** Goal of the exercise **
Tally the lines with the word "index" and report the number alone.

** Given material **

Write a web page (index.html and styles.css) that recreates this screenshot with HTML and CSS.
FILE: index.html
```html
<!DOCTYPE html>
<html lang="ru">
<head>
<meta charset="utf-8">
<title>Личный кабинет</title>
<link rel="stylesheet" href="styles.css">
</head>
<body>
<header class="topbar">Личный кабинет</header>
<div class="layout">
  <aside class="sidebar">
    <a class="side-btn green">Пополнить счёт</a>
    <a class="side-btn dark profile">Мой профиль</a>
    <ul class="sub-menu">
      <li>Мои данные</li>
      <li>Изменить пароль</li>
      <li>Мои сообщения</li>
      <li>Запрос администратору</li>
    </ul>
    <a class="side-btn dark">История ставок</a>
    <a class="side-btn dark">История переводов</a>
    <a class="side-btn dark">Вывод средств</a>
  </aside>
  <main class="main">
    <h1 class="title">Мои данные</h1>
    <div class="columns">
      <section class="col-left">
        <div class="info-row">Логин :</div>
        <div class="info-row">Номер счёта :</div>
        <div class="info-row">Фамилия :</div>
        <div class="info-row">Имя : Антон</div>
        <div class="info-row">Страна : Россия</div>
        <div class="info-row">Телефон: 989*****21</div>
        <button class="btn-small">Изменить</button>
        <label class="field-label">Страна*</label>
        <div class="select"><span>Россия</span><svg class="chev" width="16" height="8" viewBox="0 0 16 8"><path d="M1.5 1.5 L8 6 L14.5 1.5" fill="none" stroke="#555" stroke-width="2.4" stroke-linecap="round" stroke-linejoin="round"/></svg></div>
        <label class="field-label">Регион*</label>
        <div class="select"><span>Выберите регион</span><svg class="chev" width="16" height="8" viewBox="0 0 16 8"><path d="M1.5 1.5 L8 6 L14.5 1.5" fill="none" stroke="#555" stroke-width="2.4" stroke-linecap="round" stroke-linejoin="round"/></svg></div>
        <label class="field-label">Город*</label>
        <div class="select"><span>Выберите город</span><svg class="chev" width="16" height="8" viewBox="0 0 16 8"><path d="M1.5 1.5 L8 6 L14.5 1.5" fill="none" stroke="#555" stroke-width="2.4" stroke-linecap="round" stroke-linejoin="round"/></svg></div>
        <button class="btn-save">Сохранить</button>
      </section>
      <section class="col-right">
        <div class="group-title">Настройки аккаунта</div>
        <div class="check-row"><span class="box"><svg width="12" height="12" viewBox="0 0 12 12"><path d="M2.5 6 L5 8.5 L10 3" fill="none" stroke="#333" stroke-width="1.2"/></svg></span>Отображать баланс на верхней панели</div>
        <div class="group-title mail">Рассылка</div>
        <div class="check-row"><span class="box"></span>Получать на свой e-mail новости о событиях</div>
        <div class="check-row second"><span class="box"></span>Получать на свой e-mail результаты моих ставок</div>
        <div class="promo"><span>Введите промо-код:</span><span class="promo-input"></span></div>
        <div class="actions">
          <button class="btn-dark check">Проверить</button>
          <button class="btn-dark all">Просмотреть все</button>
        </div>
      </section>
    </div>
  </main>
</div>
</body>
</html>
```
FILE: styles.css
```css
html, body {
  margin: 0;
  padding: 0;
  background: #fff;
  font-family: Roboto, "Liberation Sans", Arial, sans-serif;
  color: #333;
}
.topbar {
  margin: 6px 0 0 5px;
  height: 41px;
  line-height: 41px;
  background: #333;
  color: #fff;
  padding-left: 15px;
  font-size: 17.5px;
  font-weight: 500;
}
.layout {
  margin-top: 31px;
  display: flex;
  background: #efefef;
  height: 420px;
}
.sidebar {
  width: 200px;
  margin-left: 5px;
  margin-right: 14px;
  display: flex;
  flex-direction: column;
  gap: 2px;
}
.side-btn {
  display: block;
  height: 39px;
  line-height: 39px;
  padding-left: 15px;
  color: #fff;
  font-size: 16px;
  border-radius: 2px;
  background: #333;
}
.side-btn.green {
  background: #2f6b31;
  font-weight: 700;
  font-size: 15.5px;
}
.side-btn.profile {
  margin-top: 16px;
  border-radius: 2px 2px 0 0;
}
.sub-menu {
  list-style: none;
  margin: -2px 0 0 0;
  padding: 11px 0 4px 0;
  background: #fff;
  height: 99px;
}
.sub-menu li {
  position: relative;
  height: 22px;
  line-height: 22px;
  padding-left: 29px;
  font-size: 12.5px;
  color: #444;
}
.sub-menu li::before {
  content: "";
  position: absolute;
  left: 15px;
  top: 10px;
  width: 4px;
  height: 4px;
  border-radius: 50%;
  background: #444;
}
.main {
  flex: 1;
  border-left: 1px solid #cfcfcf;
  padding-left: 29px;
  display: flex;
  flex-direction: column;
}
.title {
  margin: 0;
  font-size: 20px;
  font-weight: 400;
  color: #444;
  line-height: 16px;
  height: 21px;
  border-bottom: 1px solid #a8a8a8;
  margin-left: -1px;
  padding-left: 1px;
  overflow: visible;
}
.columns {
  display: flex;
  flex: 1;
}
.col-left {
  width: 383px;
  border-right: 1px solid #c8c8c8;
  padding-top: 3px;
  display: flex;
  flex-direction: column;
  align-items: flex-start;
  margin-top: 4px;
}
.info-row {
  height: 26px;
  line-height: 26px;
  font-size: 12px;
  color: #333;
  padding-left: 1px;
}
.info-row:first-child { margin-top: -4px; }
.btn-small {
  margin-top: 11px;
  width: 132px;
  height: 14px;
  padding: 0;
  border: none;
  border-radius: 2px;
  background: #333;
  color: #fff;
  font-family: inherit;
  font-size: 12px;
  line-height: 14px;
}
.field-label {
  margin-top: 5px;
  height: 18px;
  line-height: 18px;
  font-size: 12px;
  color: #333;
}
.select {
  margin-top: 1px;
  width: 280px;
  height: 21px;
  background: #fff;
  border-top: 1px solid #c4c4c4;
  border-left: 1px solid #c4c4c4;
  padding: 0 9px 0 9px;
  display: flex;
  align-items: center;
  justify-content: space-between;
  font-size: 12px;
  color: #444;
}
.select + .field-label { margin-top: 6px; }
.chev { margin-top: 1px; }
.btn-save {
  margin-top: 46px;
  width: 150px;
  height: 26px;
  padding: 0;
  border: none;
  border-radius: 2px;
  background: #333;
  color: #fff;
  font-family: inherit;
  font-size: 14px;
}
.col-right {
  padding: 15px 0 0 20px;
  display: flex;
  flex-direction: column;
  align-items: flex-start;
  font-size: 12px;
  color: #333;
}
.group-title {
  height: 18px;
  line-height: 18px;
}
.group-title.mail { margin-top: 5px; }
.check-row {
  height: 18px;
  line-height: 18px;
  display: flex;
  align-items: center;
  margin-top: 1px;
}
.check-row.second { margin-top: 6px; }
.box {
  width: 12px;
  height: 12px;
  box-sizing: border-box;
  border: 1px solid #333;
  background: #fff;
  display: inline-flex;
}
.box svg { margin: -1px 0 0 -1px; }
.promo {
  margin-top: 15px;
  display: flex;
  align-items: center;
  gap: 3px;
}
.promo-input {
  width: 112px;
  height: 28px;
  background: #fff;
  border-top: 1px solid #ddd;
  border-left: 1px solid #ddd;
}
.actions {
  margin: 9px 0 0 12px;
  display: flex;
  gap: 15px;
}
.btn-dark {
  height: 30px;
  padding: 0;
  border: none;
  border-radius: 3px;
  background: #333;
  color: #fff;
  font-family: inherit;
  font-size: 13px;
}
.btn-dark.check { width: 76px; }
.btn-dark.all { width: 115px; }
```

** Result **
2